I've decided that i'm going to be posting random relatable threads in this section, and offering advice. This doesn't apply to everybody, but it does apply to some, and who knows? It might apply in the future.
You had doubts for awhile that she was going to break it off with you. When it finally was about to happen, you already knew. But your heart sank anyways, because your entire heart still carried that last hope that everything was fine. You didn't want to break down in front of her, so you just left. When you got home, everything was falling apart. Your entire life has crumbled. The foundations you were built upon imploded right beneath you.
You tell yourself that you're going to play it off cool. Act like nothing has happened for a couple days. After a few days have passed, you realize that something has happened to you. Then you find a seven foot hole of dog shit, and jump into it.
You stare at your phone for texts, and stalk your ex's social media sites constantly. Every guy who likes her picture, gives you the idea they're specially affiliated in someway. You text her. She might respond. She might say that she cares about you dearly. You might ask her why you guys broke up then. She might give some response that makes no sense to you. Then after that, you continue to stalk her for days to come.

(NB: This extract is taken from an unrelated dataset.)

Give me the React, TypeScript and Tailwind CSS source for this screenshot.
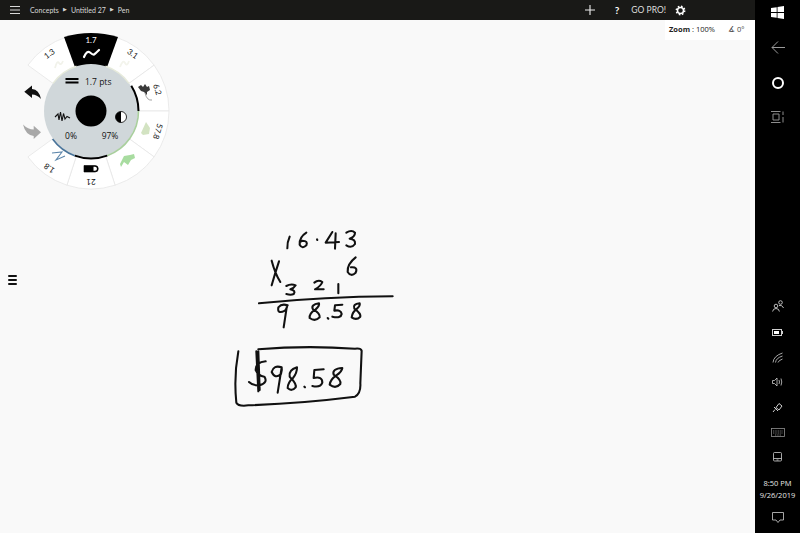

It's crushing, I know. I know what you're expecting for me to say right now: move on. But, i'm going to tell you to do the opposite of that.
You can't lie to yourself, the large majority of that relationship was fun, amazing, and wonderful. Think of the relationship you had as an experience. An adventure during life, or a journey in a sense. It has been one giant adventure with this person that you love, but like all adventures, they must end. Don't try to pretend like it never happened, beccause it did happen. Cherish the moments you guys had together, and always continue to respect her because she was the one who gave you such an amazing experience.
Don't make her life miserable because she decided to explore the other facets of the world. The thing is, is that you should be doing the same exact thing. Think of it as an opportunity, instead of a cynical rejection. I know that you wanted to experience more with her before she broke it off, but can you truly tell yourself what you could have experienced with her, that you can't with somebody else? Somebody else that can offer a new experience as well as a better one? Cause you can't.
As soon as you stop stalking her, stop wanting her to come back, and instead, want her to go wherever she wishes, then you can do the same. So, don't move on in the sense that you forget the relationship ever happened. Learn from the relationship, apply it to your future, and move on.
PS: This is probably a pretty shit advice thread, but I'm cramed for time, and I gotta go to work.